The Cities of Refuge were six Levitical towns in the Kingdom of Israel and the Kingdom of Judah in which the perpetrators of manslaughter could claim the right of asylum. Maimonides, invoking talmudic literature, expands the city of refuge count to all 48 Levitical cities. Outside of these cities, blood vengeance against such perpetrators was allowed by law. The Torah names the six cities as being cities of refuge: Golan, Ramoth, and Bosor, on the east of the Jordan River, and Kedesh, Shechem, and Hebron on the western side.

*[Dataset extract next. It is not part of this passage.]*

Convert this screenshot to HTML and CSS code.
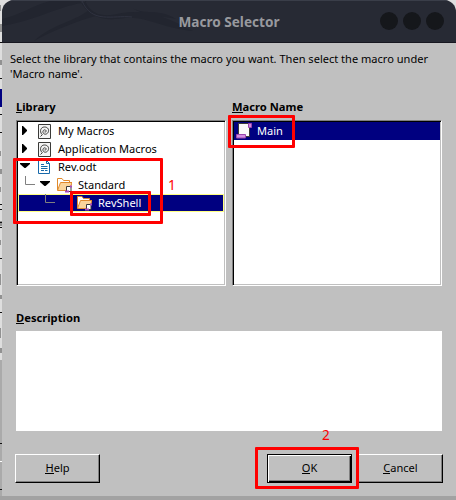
FILE: index.html
```html
<!DOCTYPE html>
<html lang="en">
<head>
<meta charset="utf-8">
<title>Macro Selector</title>
<link rel="stylesheet" href="styles.css">
</head>
<body>
<svg class="backdrop" width="456" height="500" aria-hidden="true">
  <rect width="456" height="500" fill="#dedede"/>
  <rect y="360" width="3" height="140" fill="#aaa"/>
  <rect y="496" width="456" height="4" fill="#a2a2a2"/>
  <rect y="89" width="2" height="18" fill="#000080"/>
  <path d="M0 5v6M1 24v8M1 60v5M0 151v5M1 169v5M0 187v5M1 221v5M0 240v5M0 274v11M1 295v4M0 328v10M1 348v5" stroke="#444"/>
  <path d="M0 42.500h2M0 78.500h2M0 114.500h2M0 132.500h2M0 204.500h2M0 209.500h2M0 222.500h2M0 227.500h2M0 258.500h2M0 312.500h2M0 443.500h2M0 489.500h2" stroke="#111"/>
  <path d="M0 461.500h2" stroke="#fff"/>
</svg>
<main class="dialog">
  <header class="titlebar">
    <svg class="swirl" width="454" height="42" aria-hidden="true">
      <path d="M0 25C35 19 55 6 80 2L85 0H48C30 5 18 14 0 18ZM32 40C50 23 75 20 88 8L94 15C75 20 50 30 32 40ZM83 0C91 18 108 15 120 12C145 8 165 16 191 30C162 28 145 15 123 17C103 20 88 18 78 0ZM127 5C143 16 155 6 174 18C157 14 148 18 127 5Z" fill="#22252f"/>
      <path d="M80 0C90 23 110 14 130 16" fill="none" stroke="#303340"/>
    </svg>
    <h1>Macro Selector</h1>
    <div class="dots"><i></i><i></i><i></i></div>
  </header>
  <div class="content">
    <p class="intro"><span>Select the library that contains the macro you want. Then select the macro under</span><br><span>'Macro name'.</span></p>
    <div class="columns">
      <section>
        <h2><u>L</u>ibrary</h2>
        <div class="list">
          <div class="row"><svg class="arrow" viewBox="0 0 10 10"><path d="M2 0H3L7 4V5L3 9H2Z"/></svg><svg class="icon" viewBox="0 0 16 16"><use href="#macro"/></svg><span>My Macros</span></div>
          <div class="row"><svg class="arrow" viewBox="0 0 10 10"><path d="M2 0H3L7 4V5L3 9H2Z"/></svg><svg class="icon" viewBox="0 0 16 16"><use href="#macro"/></svg><span>Application Macros</span></div>
          <div class="row"><svg class="arrow" viewBox="0 0 10 10"><path d="M0 1H10V2L5.500 6H4.500L0 2Z"/></svg><svg class="icon" viewBox="0 0 16 16"><path d="M2.500 1.500H10.500L13.500 4.500V14.500H2.500Z" fill="#fff" stroke="#1769aa"/><path d="M10.500 1.500V4.500H13.500M5 5.500H8M5 7.500H11.500M5 9.500H11.500M5 11.500H8M9 11.500H11.500" fill="none" stroke="#1769aa"/></svg><span>Rev.odt</span></div>
          <div class="row level1"><svg class="branch" viewBox="0 0 10 18"><path d="M.5 0V8.500H10"/></svg><svg class="arrow" viewBox="0 0 10 10"><path d="M0 1H10V2L5.500 6H4.500L0 2Z"/></svg><svg class="icon" viewBox="0 0 16 16"><use href="#folder"/></svg><span>Standard</span></div>
          <div class="row level2 selected"><svg class="branch" viewBox="0 0 10 18"><path d="M.5 0V8.500H10"/></svg><svg class="icon" viewBox="0 0 16 16"><use href="#folder"/></svg><span>RevShell</span></div>
        </div>
      </section>
      <section>
        <h2><u>M</u>acro Name</h2>
        <div class="list names">
          <div class="row selected"><svg class="icon" viewBox="0 0 16 16"><path d="M2.500 .5H13.500V13.500H2.500Z" fill="#fafafa" stroke="#3a3a38"/><path d="M12.500 .5H15.500V4.500H12.500ZM.5 11.500H9.500V15H.5Z" fill="#d08be0" stroke="#9a45ac"/></svg><span>Main</span></div>
        </div>
      </section>
    </div>
    <h2 class="desc-title"><u>D</u>escription</h2>
    <div class="description"></div>
    <footer><button><u>H</u>elp</button><button class="ok"><u>O</u>K</button><button><u>C</u>ancel</button></footer>
  </div>
</main>
<div class="mark library-mark"></div><div class="mark shell-mark"></div><div class="mark main-mark"></div><div class="mark ok-mark"></div>
<span class="number one">1</span><span class="number two">2</span>
<svg width="0" height="0" class="backdrop">
  <symbol id="macro" viewBox="0 0 16 16"><path d="M2.500 1.500H14.500V15.500H2.500Z" fill="#f4f4f4" stroke="#3a3a38"/><path d="M4.500 13.500L6.500 11.500M6 11.500C3 8 5 4 8.500 4C12 4 13.500 7 12 9.500C10.500 12 7.500 11.500 7 9.500C6.500 7 9 6 10 7.500C10.500 8.500 9.500 9.500 8.500 9" fill="none" stroke="#3a3a38"/></symbol>
  <symbol id="folder" viewBox="0 0 16 16"><path d="M1.500 13V1.500H6L7.500 3.500H13.500V6" fill="#fff" stroke="#e08a2c"/><path d="M1.500 13.500L4.500 5.500H16L13.500 13.500Z" fill="#fbd59b" stroke="#e08a2c"/><path d="M10.500 9.500H15V14.500H10.500Z" fill="#fff" stroke="#3a3a38"/><path d="M9 14.500H13M14 9.500H16" stroke="#a94bbb" stroke-width="2"/></symbol>
</svg>
</body>
</html>
```

FILE: styles.css
```css
*{box-sizing:border-box}
body{margin:0;width:456px;height:500px;overflow:hidden;position:relative;font:11.06px/15px "Noto Sans",sans-serif;color:#000}
.backdrop{position:absolute;left:0;top:0}
.dialog{position:relative;width:454px;height:496px;margin-left:2px;background:#c0c0c0;border-radius:12px 12px 0 0;overflow:hidden}
.titlebar{height:43px;position:relative;background:#272a34;border-top:1px solid #3a3e49;border-bottom:1px solid #171720;display:flex;align-items:center;justify-content:center}
.swirl{position:absolute;left:0;top:0}
h1{margin:0;font:bold 13.6px/20px "Noto Sans",sans-serif;color:#98999e;position:relative}
.dots{position:absolute;right:12px;top:11px;display:flex;gap:5px}
.dots i{width:18px;height:18px;border-radius:50%;background:#15171b}
.content{padding:8px 14px 0}
.intro{margin:0 0 0 -6px;height:48px;white-space:nowrap}
u{text-decoration:none;border-bottom:1px solid #000;display:inline-block;height:14px;line-height:15px}
h2{font-size:11.2px;line-height:15px;height:21px;margin:0;font-weight:bold}
.columns{display:flex;gap:6px}
.columns section{width:210px}
.list{height:166px;background:#fff;border:1px solid;border-color:#808080 #fff #fff #808080;box-shadow:inset 1px 1px #000,inset -1px -1px #c0c0c0;padding:1px}
.row{display:flex;align-items:center;height:18px;padding-left:2px;white-space:nowrap}
.row span{padding-bottom:2px}
.arrow{width:10px;height:10px;margin-right:6px;flex:none}
.icon{width:16px;height:16px;margin-right:6px;flex:none}
.branch{width:10px;height:18px;margin-right:5px;fill:none;stroke:#808080;flex:none}
.level1{padding-left:7px}
.selected{background:#000080;color:#fff;border:1px solid #000080}
.level2.selected{border-color:#ffff7f;padding-left:26px}
.level2 .branch{margin-right:21px}
.names .row{padding-left:1px}
.names .icon{margin-right:5px}
.desc-title{margin-top:24px}
.description{height:100px;background:#fff}
footer{display:flex;margin:23px -1px 0;gap:6px}
button{width:85px;height:29px;padding:0 0 2px;background:#c0c0c0;border:1px solid;border-color:#fff #000 #000 #fff;box-shadow:inset -1px -1px #808080;font:11.06px/15px "Noto Sans",sans-serif;color:#000}
.ok{margin-left:auto;border-color:#000;box-shadow:inset 1px 1px #fff,inset -1px -1px #000,inset -2px -2px #808080}
.mark{position:absolute;border:3px solid red;border-radius:1px}
.library-mark{left:13px;top:158px;width:150px;height:66px}
.shell-mark{left:70px;top:191px;width:81px;height:25px}
.main-mark{left:228px;top:115px;width:67px;height:33px}
.ok-mark{left:255px;top:447px;width:104px;height:42px}
.number{position:absolute;color:red;font-size:13.6px;line-height:18px}
.one{left:168px;top:176px}.two{left:322px;top:426px}
```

In the Priestly Code, the regulations concerning the cities of refuge state that, once he had claimed asylum, a perpetrator had to be taken from the city and put on trial; if the trial found that the perpetrator was innocent of murder, then the perpetrator had to be returned under guard (for their own protection) to the city in which they had claimed asylum. This law code treats blood money as an unacceptable device that would compound the crime, insisting that atonement can only be made by blood.

The Priestly Code states that no harm was allowed to come to the perpetrator once the Jewish high priest had died, at which point the perpetrator was free to leave the city without fear; the Mishnah states that the high priest's mother would traditionally supply clothing and food to those claiming asylum in the cities of refuge, so that these individuals would not wish for the death of her son. The Talmud argues that the death of the high priest formed an atonement, as the death of pious individuals counted as an atonement, and in its view, the high priest was extremely pious;Maimonides argued that the death of the high priest was simply an event so upsetting to the Israelites that they dropped all thoughts of vengeance.